Former Wayne State medical professor sues, accuses university of defrauding US government

Credit Wayne State University medical school / via flickr

A former Wayne State University medical professor is suing the school over alleged “system-wide” fraud.

In a federal lawsuit, former assistant professor Christian Kreipke alleges the university scammed the US government out of $169 million through fraudulent research proposals.

Kreipke filed the lawsuit in 2012, but court documents were only unsealed recently.

They lay out Kreipke’s claims that Wayne State and its physician group made fraudulent claims to get more government grant money.

Among other things, Kreipke says they inflated supply costs, and requested funds for researchers who did no work on the projects.

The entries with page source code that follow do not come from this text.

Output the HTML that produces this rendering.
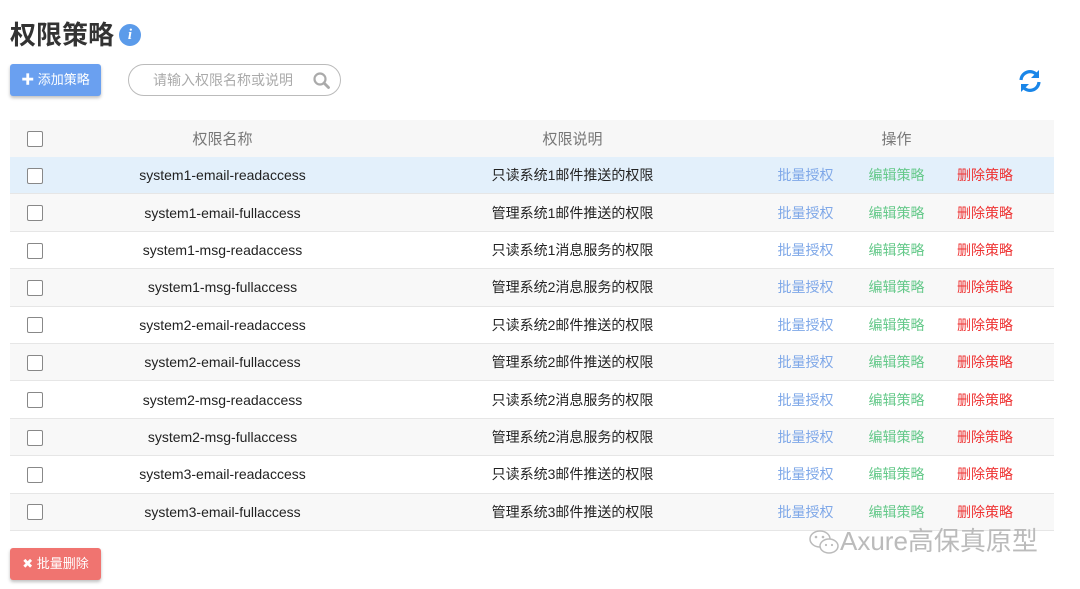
<!DOCTYPE html>
<html><head><meta charset="utf-8"><style>
body{margin:0;width:1080px;height:589px;background:#fff;font-family:"Liberation Sans","Noto Sans CJK SC",sans-serif;position:relative;overflow:hidden}
.abs{position:absolute}
h1{position:absolute;left:10px;top:16px;margin:0;font-size:26px;font-weight:bold;color:#333;font-family:"Noto Sans CJK SC",sans-serif;line-height:36px}
.info{left:119px;top:24px;width:22px;height:22px;border-radius:50%;background:#5b9bea;color:#fff;font:italic bold 15px "Liberation Serif",serif;text-align:center;line-height:22px}
.btn{width:91px;height:32px;border-radius:3px;color:#fff;font-size:13px;text-align:center;line-height:32px;box-shadow:0 2px 3px rgba(0,0,0,.25)}
.search{left:128px;top:64px;width:211px;height:30px;border:1px solid #bbb;border-radius:16px;color:#aaa;font-size:14px;line-height:30px}
table{position:absolute;left:10px;top:120px;width:1044px;border-collapse:collapse;font-size:14px;table-layout:fixed}
td{height:36.4px;padding:0;text-align:center;border-bottom:1px solid #e6e6e6;color:#222}
tr.h td{color:#777;font-size:15px;background:#f7f7f7;border-bottom:none;height:37px}
tr.sel td{background:#e3f0fb}
tr.g td{background:#f8f8f8}
.cb{display:inline-block;width:14px;height:14px;border:1px solid #888;border-radius:2px;vertical-align:middle;background:#fff}
.b{color:#7fa8e8}.gr{color:#65c98a}.r{color:#ee3333;text-align:left!important;padding-left:15px}
</style></head><body>
<h1>权限策略</h1>
<div class="abs info">i</div>
<div class="abs btn" style="left:10px;top:64px;background:#6aa0f0">✚ 添加策略</div>
<div class="abs search"><span style="margin-left:24px">请输入权限名称或说明</span>
<svg class="abs" style="left:184px;top:7px" width="17" height="17" viewBox="0 0 17 17"><circle cx="7" cy="7" r="5.5" fill="none" stroke="#aaa" stroke-width="2.2"/><path d="M11 11l4.5 4.5" stroke="#aaa" stroke-width="2.8" stroke-linecap="round"/></svg></div>
<svg class="abs" style="left:1017px;top:68px" width="26" height="26" viewBox="0 0 26 26"><path d="M4 12A9 9 0 0 1 20 7" fill="none" stroke="#1a86e8" stroke-width="3.2"/><path d="M22 2v8h-8z" fill="#1a86e8"/><path d="M22 14A9 9 0 0 1 6 19" fill="none" stroke="#1a86e8" stroke-width="3.2"/><path d="M4 24v-8h8z" fill="#1a86e8"/></svg>
<table>
<colgroup><col style="width:50px"><col style="width:325px"><col style="width:375px"><col style="width:91px"><col style="width:91px"><col style="width:112px"></colgroup>
<tr class="h"><td><span class="cb"></span></td><td>权限名称</td><td>权限说明</td><td></td><td>操作</td><td></td></tr>
<tr class="sel"><td><span class="cb"></span></td><td>system1-email-readaccess</td><td>只读系统1邮件推送的权限</td><td class="b">批量授权</td><td class="gr">编辑策略</td><td class="r">删除策略</td></tr>
<tr class="g"><td><span class="cb"></span></td><td>system1-email-fullaccess</td><td>管理系统1邮件推送的权限</td><td class="b">批量授权</td><td class="gr">编辑策略</td><td class="r">删除策略</td></tr>
<tr><td><span class="cb"></span></td><td>system1-msg-readaccess</td><td>只读系统1消息服务的权限</td><td class="b">批量授权</td><td class="gr">编辑策略</td><td class="r">删除策略</td></tr>
<tr class="g"><td><span class="cb"></span></td><td>system1-msg-fullaccess</td><td>管理系统2消息服务的权限</td><td class="b">批量授权</td><td class="gr">编辑策略</td><td class="r">删除策略</td></tr>
<tr><td><span class="cb"></span></td><td>system2-email-readaccess</td><td>只读系统2邮件推送的权限</td><td class="b">批量授权</td><td class="gr">编辑策略</td><td class="r">删除策略</td></tr>
<tr class="g"><td><span class="cb"></span></td><td>system2-email-fullaccess</td><td>管理系统2邮件推送的权限</td><td class="b">批量授权</td><td class="gr">编辑策略</td><td class="r">删除策略</td></tr>
<tr><td><span class="cb"></span></td><td>system2-msg-readaccess</td><td>只读系统2消息服务的权限</td><td class="b">批量授权</td><td class="gr">编辑策略</td><td class="r">删除策略</td></tr>
<tr class="g"><td><span class="cb"></span></td><td>system2-msg-fullaccess</td><td>管理系统2消息服务的权限</td><td class="b">批量授权</td><td class="gr">编辑策略</td><td class="r">删除策略</td></tr>
<tr><td><span class="cb"></span></td><td>system3-email-readaccess</td><td>只读系统3邮件推送的权限</td><td class="b">批量授权</td><td class="gr">编辑策略</td><td class="r">删除策略</td></tr>
<tr class="g"><td><span class="cb"></span></td><td>system3-email-fullaccess</td><td>管理系统3邮件推送的权限</td><td class="b">批量授权</td><td class="gr">编辑策略</td><td class="r">删除策略</td></tr>
</table>
<div class="abs btn" style="left:10px;top:548px;background:#f07470">✖ 批量删除</div>
<svg class="abs" style="left:808px;top:528px" width="32" height="30" viewBox="0 0 32 30"><ellipse cx="12" cy="11" rx="10" ry="8" fill="none" stroke="#bbb" stroke-width="1.5"/><ellipse cx="21" cy="18" rx="9" ry="7" fill="#fff" stroke="#bbb" stroke-width="1.5"/><circle cx="8" cy="9" r="1.3" fill="#bbb"/><circle cx="15" cy="9" r="1.3" fill="#bbb"/><circle cx="18" cy="17" r="1.1" fill="#bbb"/><circle cx="24" cy="17" r="1.1" fill="#bbb"/></svg>
<div class="abs" style="left:840px;top:524px;font-size:26px;color:#bbb;line-height:34px">Axure高保真原型</div>
</body></html>
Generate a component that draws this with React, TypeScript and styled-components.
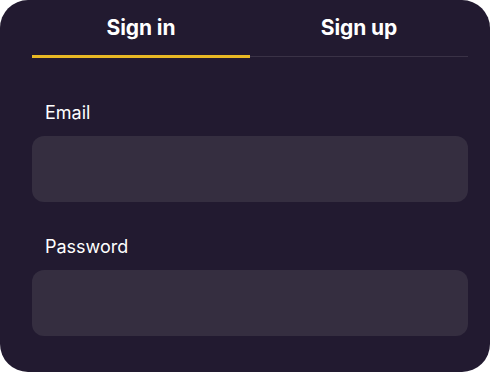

“As a result of my firsthand knowledge regarding the submission of fraudulently inflated grants, I have personal knowledge that the federal government was defrauded as it awarded millions of dollars in grants based on inflated proposals,” Kreipke says in court filings.

Kreipke says he also “complained to my supervisors, and the administration, about the fraud related to grant proposals.”

Kreipke says because of his efforts to blow the whistle, he was fired from Wayne State in 2012. His entire staff was also terminated, and expelled from their PhD programs.

In a statement, Wayne State says it hasn’t had a chance to review the lawsuit yet because it hasn’t been served.

But the university notes that Kreipke was fired for “research-related misconduct”—and filed suit only after multiple failed attempts to get his job back. It goes on to say the school “will defend aggressively” against the suit, and is “confident it will result in dismissal.”

Kreipke denies the university's claims, saying he was fired based on “confabulated and concocted statements and data that were untrue and unfounded."

Several federal agencies, including the Departments of Justice and Health and Human Services, have spent more than a year investigating the case.

The US government has declined to join the suit as a formal party, but retains the right to do so. An assistant US attorney will monitor the case as it moves forward.